The problem too is none of these nihilisms are real. Mamleev and Dugin argue for Slavic a-morality where the only thing that matters is the great Eurasian project out of which will emerge mother Russia the matron of nations; but only after rivers of blood. Fukuyama eschews morality altogether, effectively denying natural law in favor of positive law and a society of miserable people who know no hardship, living as they do at the expense of the future and upon the borrowed resources of their children (who they are no longer having). Out of this desperation, they have endeavored to satisfy any deranged desire in their search for fulfillment. Or in other words “Everybody did what was right in their own eyes”. Yes, I believe I read that somewhere (Judges 21:25 – for the progressives, that’s in the Bible).
But which is right? To extinguish myself under the tank treads at the service of Novorossiya or scamper around in a vapid search for meaning beyond the next fad or craze or aberration?
A fool’s choice. But a scary one. What happens when two nihilistic societies try and cancel each other out? That’s how a black hole is formed.
I once did a book review of Patrick Deneen’s book “Why Liberalism Failed”. “Liberalism in its original intent was about freedom, freedom from outward constraint to be sure but also freedom from our own ungovernable human urges. Self-control, restraint, discipline.” Liberalism, as it has been re-interpreted by progressive America (and the West, plenty of cocaine-sniffing liberals in Frankfurt too) is about removal of all restraints. To do what you want, when you want. “You do you” is the mantra.
“Deneen’s main contention is that our liberal project, at least how we have recently come to define it, has been taking us down a very dark, self-destructive path. We have focused the efforts of our civilizational struggles on the need to free us from each other, from any bonds that might be interpreted by anybody as restrictive – oppressive. An entirely external locus of attention – ignoring the important role of ‘liberty’ in self-governance as we cast our nets ever-further afield, searching vigilantly for oppression in all its forms and fables.”
But culture does matter. Our ties to each other and the land upon which we have grown up is important. Our desire to build in community a society where all of our children want to live. Our willingness to give up our most base desires and predilections because we know that they are not conducive to a life more abundant. That actions have consequences; and that ideas do indeed matter.

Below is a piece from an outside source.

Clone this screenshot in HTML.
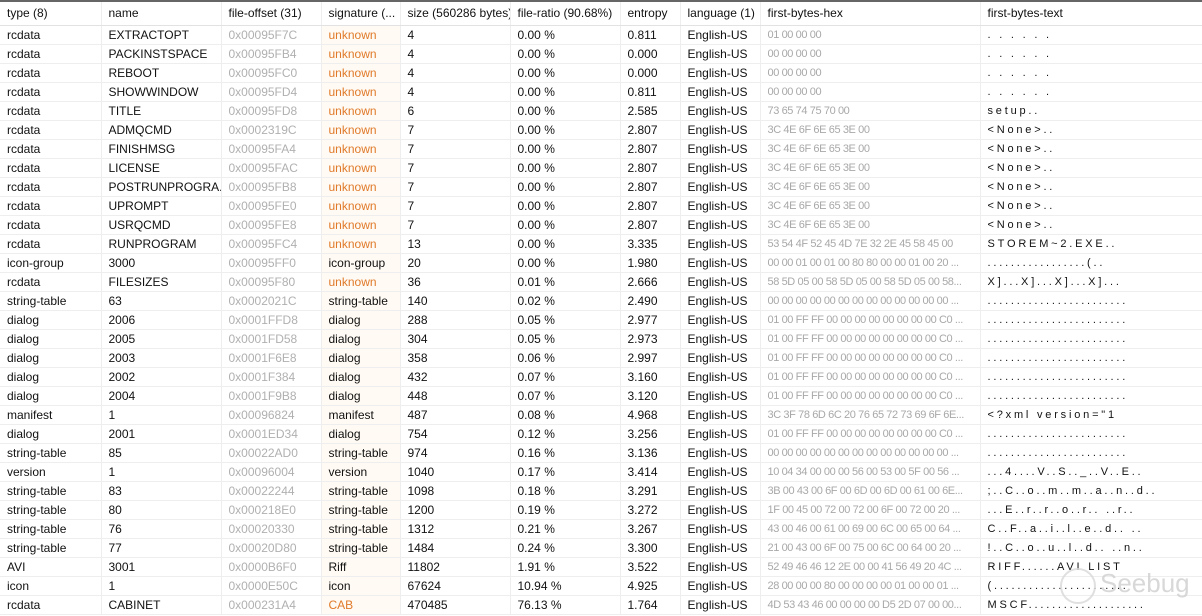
<!DOCTYPE html><html><head><meta charset="utf-8"><style>
body{margin:0;width:1202px;height:616px;overflow:hidden;background:#fff;font-family:"Liberation Sans",sans-serif;font-size:12px;color:#111}
table{border-collapse:collapse;table-layout:fixed;width:1202px;border-top:2px solid #666}
td,th{height:18px;padding:0 0 0 7px;white-space:nowrap;overflow:hidden;border-bottom:1px solid #eeeeee;border-right:1px solid #eeeeee;font-weight:normal;text-align:left;line-height:18px}
th{height:23px;line-height:23px;border-bottom:1px solid #e2e2e2}
td:nth-child(3){color:#b0b0b0}
td:nth-child(4){background:#fffaf3}
td:nth-child(9){color:#a8a8a8;font-size:11px;letter-spacing:-0.4px;text-overflow:clip}
td:nth-child(10){letter-spacing:2.8px;font-size:11px}
.u{color:#e07a2a}
</style></head><body><table>
<colgroup><col style="width:101px"><col style="width:120px"><col style="width:100px"><col style="width:79px"><col style="width:110px"><col style="width:110px"><col style="width:60px"><col style="width:80px"><col style="width:220px"><col style="width:222px"></colgroup>
<tr><th>type (8)</th><th>name</th><th>file-offset (31)</th><th>signature (...</th><th>size (560286 bytes)</th><th>file-ratio (90.68%)</th><th>entropy</th><th>language (1)</th><th>first-bytes-hex</th><th>first-bytes-text</th></tr>
<tr><td>rcdata</td><td>EXTRACTOPT</td><td>0x00095F7C</td><td class="u">unknown</td><td>4</td><td>0.00 %</td><td>0.811</td><td>English-US</td><td>01 00 00 00</td><td>. . . . . .</td></tr>
<tr><td>rcdata</td><td>PACKINSTSPACE</td><td>0x00095FB4</td><td class="u">unknown</td><td>4</td><td>0.00 %</td><td>0.000</td><td>English-US</td><td>00 00 00 00</td><td>. . . . . .</td></tr>
<tr><td>rcdata</td><td>REBOOT</td><td>0x00095FC0</td><td class="u">unknown</td><td>4</td><td>0.00 %</td><td>0.000</td><td>English-US</td><td>00 00 00 00</td><td>. . . . . .</td></tr>
<tr><td>rcdata</td><td>SHOWWINDOW</td><td>0x00095FD4</td><td class="u">unknown</td><td>4</td><td>0.00 %</td><td>0.811</td><td>English-US</td><td>00 00 00 00</td><td>. . . . . .</td></tr>
<tr><td>rcdata</td><td>TITLE</td><td>0x00095FD8</td><td class="u">unknown</td><td>6</td><td>0.00 %</td><td>2.585</td><td>English-US</td><td>73 65 74 75 70 00</td><td>setup..</td></tr>
<tr><td>rcdata</td><td>ADMQCMD</td><td>0x0002319C</td><td class="u">unknown</td><td>7</td><td>0.00 %</td><td>2.807</td><td>English-US</td><td>3C 4E 6F 6E 65 3E 00</td><td>&lt;None&gt;..</td></tr>
<tr><td>rcdata</td><td>FINISHMSG</td><td>0x00095FA4</td><td class="u">unknown</td><td>7</td><td>0.00 %</td><td>2.807</td><td>English-US</td><td>3C 4E 6F 6E 65 3E 00</td><td>&lt;None&gt;..</td></tr>
<tr><td>rcdata</td><td>LICENSE</td><td>0x00095FAC</td><td class="u">unknown</td><td>7</td><td>0.00 %</td><td>2.807</td><td>English-US</td><td>3C 4E 6F 6E 65 3E 00</td><td>&lt;None&gt;..</td></tr>
<tr><td>rcdata</td><td>POSTRUNPROGRA...</td><td>0x00095FB8</td><td class="u">unknown</td><td>7</td><td>0.00 %</td><td>2.807</td><td>English-US</td><td>3C 4E 6F 6E 65 3E 00</td><td>&lt;None&gt;..</td></tr>
<tr><td>rcdata</td><td>UPROMPT</td><td>0x00095FE0</td><td class="u">unknown</td><td>7</td><td>0.00 %</td><td>2.807</td><td>English-US</td><td>3C 4E 6F 6E 65 3E 00</td><td>&lt;None&gt;..</td></tr>
<tr><td>rcdata</td><td>USRQCMD</td><td>0x00095FE8</td><td class="u">unknown</td><td>7</td><td>0.00 %</td><td>2.807</td><td>English-US</td><td>3C 4E 6F 6E 65 3E 00</td><td>&lt;None&gt;..</td></tr>
<tr><td>rcdata</td><td>RUNPROGRAM</td><td>0x00095FC4</td><td class="u">unknown</td><td>13</td><td>0.00 %</td><td>3.335</td><td>English-US</td><td>53 54 4F 52 45 4D 7E 32 2E 45 58 45 00</td><td>STOREM~2.EXE..</td></tr>
<tr><td>icon-group</td><td>3000</td><td>0x00095FF0</td><td>icon-group</td><td>20</td><td>0.00 %</td><td>1.980</td><td>English-US</td><td>00 00 01 00 01 00 80 80 00 00 01 00 20 ...</td><td>.................(..</td></tr>
<tr><td>rcdata</td><td>FILESIZES</td><td>0x00095F80</td><td class="u">unknown</td><td>36</td><td>0.01 %</td><td>2.666</td><td>English-US</td><td>58 5D 05 00 58 5D 05 00 58 5D 05 00 58...</td><td>X]...X]...X]...X]...</td></tr>
<tr><td>string-table</td><td>63</td><td>0x0002021C</td><td>string-table</td><td>140</td><td>0.02 %</td><td>2.490</td><td>English-US</td><td>00 00 00 00 00 00 00 00 00 00 00 00 00 ...</td><td>........................</td></tr>
<tr><td>dialog</td><td>2006</td><td>0x0001FFD8</td><td>dialog</td><td>288</td><td>0.05 %</td><td>2.977</td><td>English-US</td><td>01 00 FF FF 00 00 00 00 00 00 00 00 C0 ...</td><td>........................</td></tr>
<tr><td>dialog</td><td>2005</td><td>0x0001FD58</td><td>dialog</td><td>304</td><td>0.05 %</td><td>2.973</td><td>English-US</td><td>01 00 FF FF 00 00 00 00 00 00 00 00 C0 ...</td><td>........................</td></tr>
<tr><td>dialog</td><td>2003</td><td>0x0001F6E8</td><td>dialog</td><td>358</td><td>0.06 %</td><td>2.997</td><td>English-US</td><td>01 00 FF FF 00 00 00 00 00 00 00 00 C0 ...</td><td>........................</td></tr>
<tr><td>dialog</td><td>2002</td><td>0x0001F384</td><td>dialog</td><td>432</td><td>0.07 %</td><td>3.160</td><td>English-US</td><td>01 00 FF FF 00 00 00 00 00 00 00 00 C0 ...</td><td>........................</td></tr>
<tr><td>dialog</td><td>2004</td><td>0x0001F9B8</td><td>dialog</td><td>448</td><td>0.07 %</td><td>3.120</td><td>English-US</td><td>01 00 FF FF 00 00 00 00 00 00 00 00 C0 ...</td><td>........................</td></tr>
<tr><td>manifest</td><td>1</td><td>0x00096824</td><td>manifest</td><td>487</td><td>0.08 %</td><td>4.968</td><td>English-US</td><td>3C 3F 78 6D 6C 20 76 65 72 73 69 6F 6E...</td><td>&lt;?xml version="1</td></tr>
<tr><td>dialog</td><td>2001</td><td>0x0001ED34</td><td>dialog</td><td>754</td><td>0.12 %</td><td>3.256</td><td>English-US</td><td>01 00 FF FF 00 00 00 00 00 00 00 00 C0 ...</td><td>........................</td></tr>
<tr><td>string-table</td><td>85</td><td>0x00022AD0</td><td>string-table</td><td>974</td><td>0.16 %</td><td>3.136</td><td>English-US</td><td>00 00 00 00 00 00 00 00 00 00 00 00 00 ...</td><td>........................</td></tr>
<tr><td>version</td><td>1</td><td>0x00096004</td><td>version</td><td>1040</td><td>0.17 %</td><td>3.414</td><td>English-US</td><td>10 04 34 00 00 00 56 00 53 00 5F 00 56 ...</td><td>...4....V..S.._..V..E..</td></tr>
<tr><td>string-table</td><td>83</td><td>0x00022244</td><td>string-table</td><td>1098</td><td>0.18 %</td><td>3.291</td><td>English-US</td><td>3B 00 43 00 6F 00 6D 00 6D 00 61 00 6E...</td><td>;..C..o..m..m..a..n..d..</td></tr>
<tr><td>string-table</td><td>80</td><td>0x000218E0</td><td>string-table</td><td>1200</td><td>0.19 %</td><td>3.272</td><td>English-US</td><td>1F 00 45 00 72 00 72 00 6F 00 72 00 20 ...</td><td>...E..r..r..o..r.. ..r..</td></tr>
<tr><td>string-table</td><td>76</td><td>0x00020330</td><td>string-table</td><td>1312</td><td>0.21 %</td><td>3.267</td><td>English-US</td><td>43 00 46 00 61 00 69 00 6C 00 65 00 64 ...</td><td>C..F..a..i..l..e..d.. ..</td></tr>
<tr><td>string-table</td><td>77</td><td>0x00020D80</td><td>string-table</td><td>1484</td><td>0.24 %</td><td>3.300</td><td>English-US</td><td>21 00 43 00 6F 00 75 00 6C 00 64 00 20 ...</td><td>!..C..o..u..l..d.. ..n..</td></tr>
<tr><td>AVI</td><td>3001</td><td>0x0000B6F0</td><td>Riff</td><td>11802</td><td>1.91 %</td><td>3.522</td><td>English-US</td><td>52 49 46 46 12 2E 00 00 41 56 49 20 4C ...</td><td>RIFF......AVI LIST</td></tr>
<tr><td>icon</td><td>1</td><td>0x0000E50C</td><td>icon</td><td>67624</td><td>10.94 %</td><td>4.925</td><td>English-US</td><td>28 00 00 00 80 00 00 00 00 01 00 00 01 ...</td><td>(.......................</td></tr>
<tr><td>rcdata</td><td>CABINET</td><td>0x000231A4</td><td class="u">CAB</td><td>470485</td><td>76.13 %</td><td>1.764</td><td>English-US</td><td>4D 53 43 46 00 00 00 00 D5 2D 07 00 00...</td><td>MSCF....................</td></tr>
</table>
<div style="position:absolute;left:1060px;top:568px;width:32px;height:32px;border:2px solid #d8d8d8;border-radius:50%;opacity:.8"></div>
<div style="position:absolute;left:1100px;top:568px;color:#cfcfcf;font-size:26px;opacity:.8">Seebug</div>
</body></html>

These two nihilisms are now facing off, and they both have the bomb.
The way it was – last time we faced off against the Russians it was the lovers of liberty against the evil empire. But this time it’s murkier. Because so much of what Russia says it objects to is not wrong – a plastic world where family, propriety, dignity, anatomy, environment, faith – all these are simply tools of oppression to be overcome by means of the totalitarianism of a powerful state and then glossed over by the market – through consumption. No, you can’t have your statue of Robert E. Lee, but here’s a fast-food burger with a plastic toy. And so much of what the ‘liberals’ object to is not wrong either – because Vlad does not represent all of the Russian people; tyranny is violent mostly against the poor; and the tremendous corruption of the Russian regime has led to an unjust war in Ukraine in which Russia is committing war crimes.
But it’s not too late. Deneen offers us the way it could have been. A reminder. That we arrived here from our culture. Not culture that demands I lie down in front of a tank at the service of a corrupted despot in a bunker. But also not “pop-culture”; instead that idea of culture that comes from the word cultivate – to carefully prepare the earth for the seed, to fertilize it, protect the plant as we watch it grow and mature; prune it and keep the predators away and nurture it, for we need it to produce a bountiful harvest of golden fruit not only once, eschewing a tomorrow as we satiate our immediate pangs of hunger but also again and again and yet again. For ourselves and our children and our children’s children.
That is a world that both God-fearing Russians and freedom-loving Americans I think can agree upon.